His personal life, however, was marked by tragedy: three of his children died young, and his wife Nelly passed away in 1877. These losses influenced a series of more solemn religious paintings. Later, Bouguereau formed a lasting partnership with American painter Elizabeth Jane Gardner, one of his former students, whom he married in 1896 after a twenty-year engagement.
Alongside his prolific studio practice, Bouguereau became a dedicated teacher, particularly at the Académie Julian, where he championed rigorous academic training. Remarkably for the era, he advocated for women’s admission to professional art instruction, mentoring numerous female artists who would go on to significant careers.

Death and Legacy

Bouguereau continued to work tirelessly into his final years, remaining committed to the Academic style even as avant-garde movements dominated the art world. He died in 1905 in La Rochelle and was buried in Montparnasse Cemetery in Paris alongside his first wife and children.

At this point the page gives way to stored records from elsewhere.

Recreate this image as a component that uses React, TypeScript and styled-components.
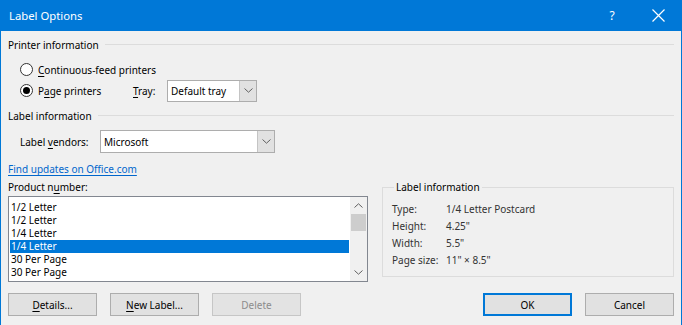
import React from "react";
import styled, { createGlobalStyle } from "styled-components";

const Global = createGlobalStyle`
  html, body { margin: 0; padding: 0; background: #f0f0f0; }
  body { font-family: "Noto Sans", "Open Sans", sans-serif; font-size: 10px; color: #000; }
  * { box-sizing: border-box; }
`;

const Window = styled.div`
  width: 682px;
  height: 325px;
  background: #f0f0f0;
  border-left: 1px solid #0078d7;
  border-right: 1px solid #0078d7;
  display: flex;
  flex-direction: column;
  overflow: hidden;
`;

const TitleBar = styled.div`
  height: 31px;
  background: #0078d7;
  color: #fff;
  display: flex;
  align-items: center;
  padding-left: 8px;
  font-size: 11.3px;
`;

const Title = styled.div`
  flex: 1;
`;

const TitleButton = styled.div`
  width: 46px;
  height: 31px;
  display: flex;
  align-items: center;
  justify-content: center;
  font-size: 12px;
`;

const Body = styled.div`
  flex: 1;
  display: flex;
  flex-direction: column;
  padding: 6px 7px 0 7px;
`;

const GroupHeader = styled.div<{ $mt?: number }>`
  display: flex;
  align-items: center;
  height: 16px;
  line-height: 16px;
  margin-top: ${(p) => p.$mt ?? 0}px;
  gap: 6px;
  &::after {
    content: "";
    flex: 1;
    border-top: 1px solid #dcdcdc;
    margin-top: -2px;
  }
`;

const RadioRow = styled.div<{ $mt?: number }>`
  display: flex;
  align-items: center;
  height: 21px;
  margin-top: ${(p) => p.$mt ?? 0}px;
  padding-left: 12px;
`;

const Radio = styled.span<{ $checked?: boolean }>`
  width: 13px;
  height: 13px;
  border-radius: 50%;
  border: 1px solid #333;
  background: #fff;
  display: inline-flex;
  align-items: center;
  justify-content: center;
  margin-right: 5px;
  &::after {
    content: "";
    width: 7px;
    height: 7px;
    border-radius: 50%;
    background: ${(p) => (p.$checked ? "#000" : "transparent")};
  }
`;

const Key = styled.span`
  text-decoration: underline;
  text-underline-offset: 2px;
`;

const FieldLabel = styled.span<{ $w?: number }>`
  width: ${(p) => (p.$w ? `${p.$w}px` : "auto")};
  flex-shrink: 0;
  white-space: nowrap;
`;

const Select = styled.div<{ $w: number; $h: number }>`
  width: ${(p) => p.$w}px;
  height: ${(p) => p.$h}px;
  background: #fff;
  border: 1px solid #adadad;
  display: flex;
  align-items: stretch;
`;

const SelectText = styled.div`
  flex: 1;
  display: flex;
  align-items: center;
  padding-left: 3px;
`;

const SelectButton = styled.div`
  width: 17px;
  background: #e1e1e1;
  border-left: 1px solid #c4c4c4;
  display: flex;
  align-items: center;
  justify-content: center;
`;

const VendorRow = styled.div`
  display: flex;
  align-items: center;
  height: 23px;
  margin-top: 6px;
  padding-left: 12px;
`;

const Link = styled.a`
  display: block;
  height: 16px;
  line-height: 16px;
  margin-top: 8px;
  color: #0066cc;
  text-decoration: underline;
  text-underline-offset: 2px;
  width: max-content;
`;

const Main = styled.div`
  display: flex;
  margin-top: 2px;
  gap: 14px;
`;

const LeftCol = styled.div`
  display: flex;
  flex-direction: column;
  width: 360px;
`;

const PlainLabel = styled.div`
  height: 16px;
  line-height: 16px;
`;

const ListBox = styled.div`
  margin-top: 1px;
  height: 86px;
  background: #fff;
  border: 1px solid #828790;
  display: flex;
  overflow: hidden;
`;

const ListItems = styled.div`
  flex: 1;
  padding: 4px 1px 0 1px;
  display: flex;
  flex-direction: column;
`;

const ListItem = styled.div<{ $selected?: boolean }>`
  height: 13px;
  line-height: 13px;
  padding-left: 1px;
  background: ${(p) => (p.$selected ? "#0078d7" : "transparent")};
  color: ${(p) => (p.$selected ? "#fff" : "#000")};
  flex-shrink: 0;
`;

const ScrollBar = styled.div`
  width: 17px;
  background: #f0f0f0;
  display: flex;
  flex-direction: column;
`;

const ScrollArrow = styled.div`
  height: 17px;
  display: flex;
  align-items: center;
  justify-content: center;
`;

const ScrollTrack = styled.div`
  flex: 1;
  display: flex;
  flex-direction: column;
`;

const ScrollThumb = styled.div`
  height: 17px;
  margin: 0 1px;
  background: #cdcdcd;
`;

const InfoBox = styled.fieldset`
  flex: 1;
  margin: 0;
  margin-top: 1px;
  height: 97px;
  border: 1px solid #dcdcdc;
  padding: 6px 0 0 9px;
  display: grid;
  grid-template-columns: 54px 1fr;
  grid-auto-rows: 17px;
  align-content: start;
  align-items: center;
`;

const Legend = styled.legend`
  padding: 0 2px;
  margin-left: 2px;
`;

const Info = styled.div`
  color: #333;
`;

const ButtonRow = styled.div`
  display: flex;
  margin-top: 11px;
  gap: 13px;
`;

const Spacer = styled.div`
  flex: 1;
`;

const Button = styled.div<{ $primary?: boolean; $disabled?: boolean }>`
  width: 89px;
  height: 23px;
  display: flex;
  align-items: center;
  justify-content: center;
  background: ${(p) => (p.$disabled ? "#e3e3e3" : "#e1e1e1")};
  border: 1px solid ${(p) => (p.$primary ? "#0078d7" : p.$disabled ? "#c6c6c6" : "#adadad")};
  box-shadow: ${(p) => (p.$primary ? "inset 0 0 0 1px #0078d7" : "none")};
  color: ${(p) => (p.$disabled ? "#8c8c8c" : "#000")};
`;

const Chevron = ({ up }: { up?: boolean }) => (
  <svg width="9" height="5" viewBox="0 0 9 5">
    <path
      d={up ? "M0.5 4.5 L4.5 0.8 L8.5 4.5" : "M0.5 0.5 L4.5 4.2 L8.5 0.5"}
      fill="none"
      stroke="#606060"
      strokeWidth="1"
    />
  </svg>
);

const CloseIcon = () => (
  <svg width="13" height="13" viewBox="0 0 13 13">
    <path d="M0.5 0.5 L12.5 12.5 M12.5 0.5 L0.5 12.5" stroke="#fff" strokeWidth="1.2" />
  </svg>
);

const items = ["1/2 Letter", "1/2 Letter", "1/4 Letter", "1/4 Letter", "30 Per Page", "30 Per Page"];

export default function App() {
  return (
    <>
      <Global />
      <Window>
        <TitleBar>
          <Title>Label Options</Title>
          <TitleButton>?</TitleButton>
          <TitleButton>
            <CloseIcon />
          </TitleButton>
        </TitleBar>
        <Body>
          <GroupHeader>Printer information</GroupHeader>
          <RadioRow $mt={6}>
            <Radio />
            <span>
              <Key>C</Key>ontinuous-feed printers
            </span>
          </RadioRow>
          <RadioRow>
            <Radio $checked />
            <FieldLabel $w={95}>
              P<Key>a</Key>ge printers
            </FieldLabel>
            <FieldLabel $w={34}>
              <Key>T</Key>ray:
            </FieldLabel>
            <Select $w={90} $h={22}>
              <SelectText>Default tray</SelectText>
              <SelectButton>
                <Chevron />
              </SelectButton>
            </Select>
          </RadioRow>
          <GroupHeader $mt={7}>Label information</GroupHeader>
          <VendorRow>
            <FieldLabel $w={80}>
              Label <Key>v</Key>endors:
            </FieldLabel>
            <Select $w={175} $h={23}>
              <SelectText>Microsoft</SelectText>
              <SelectButton>
                <Chevron />
              </SelectButton>
            </Select>
          </VendorRow>
          <Link>Find updates on Office.com</Link>
          <Main>
            <LeftCol>
              <PlainLabel>
                Product n<Key>u</Key>mber:
              </PlainLabel>
              <ListBox>
                <ListItems>
                  {items.map((t, i) => (
                    <ListItem key={i} $selected={i === 3}>
                      {t}
                    </ListItem>
                  ))}
                </ListItems>
                <ScrollBar>
                  <ScrollArrow>
                    <Chevron up />
                  </ScrollArrow>
                  <ScrollTrack>
                    <ScrollThumb />
                  </ScrollTrack>
                  <ScrollArrow>
                    <Chevron />
                  </ScrollArrow>
                </ScrollBar>
              </ListBox>
            </LeftCol>
            <InfoBox>
              <Legend>Label information</Legend>
              <Info>Type:</Info>
              <Info>1/4 Letter Postcard</Info>
              <Info>Height:</Info>
              <Info>4.25"</Info>
              <Info>Width:</Info>
              <Info>5.5"</Info>
              <Info>Page size:</Info>
              <Info>11" × 8.5"</Info>
            </InfoBox>
          </Main>
          <ButtonRow>
            <Button>
              <span>
                <Key>D</Key>etails...
              </span>
            </Button>
            <Button>
              <span>
                <Key>N</Key>ew Label...
              </span>
            </Button>
            <Button $disabled>Delete</Button>
            <Spacer />
            <Button $primary>OK</Button>
            <Button>Cancel</Button>
          </ButtonRow>
        </Body>
      </Window>
    </>
  );
}
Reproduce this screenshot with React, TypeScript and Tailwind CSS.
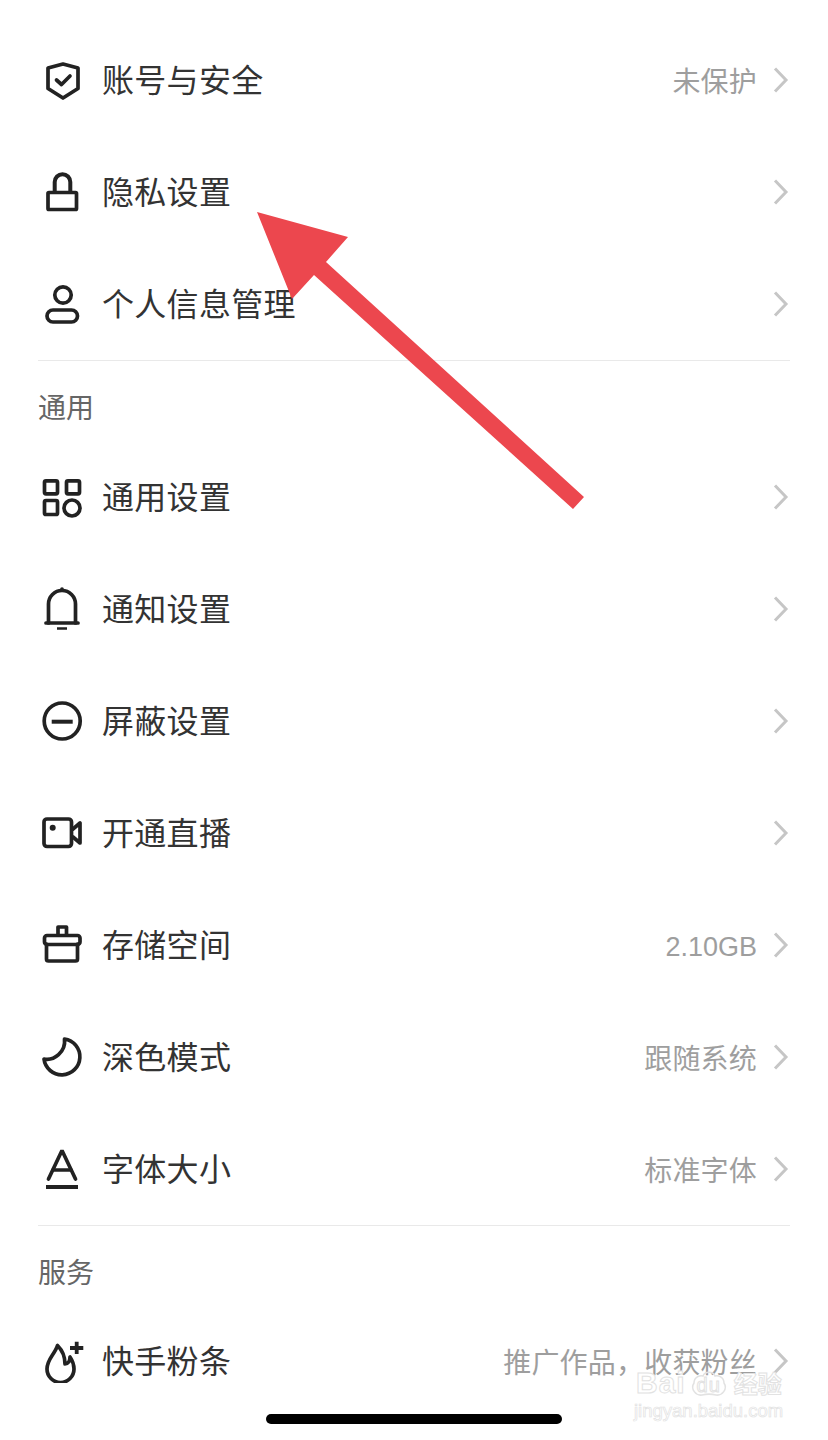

In the decades following his death, Bouguereau’s reputation declined sharply, overshadowed by the rise of Impressionism and modernism. For much of the 20th century, his name became synonymous with conservative taste and academic excess. His work was often criticized for catering to bourgeois sensibilities with idealized nudes, sentimental rural scenes, and mythological allegories.

However, revisionist scholarship in the late 20th century began to reassess Bouguereau’s artistry, technical mastery, and cultural impact. Major exhibitions in New York, Montreal, and Paris during the 1970s–80s, along with academic studies, restored his place in the broader history of 19th-century art. Today, his paintings command high auction prices and remain in demand among collectors, while reproductions of works such as The First Kiss (1890) continue to circulate widely in popular culture.

Bouguereau’s legacy is one of extraordinary craftsmanship and dedication to the academic tradition. Though his tastes aligned with the establishment rather than the avant-garde, his influence on generations of artists—both through his works and his teaching—secures his status as one of the defining figures of 19th-century French painting.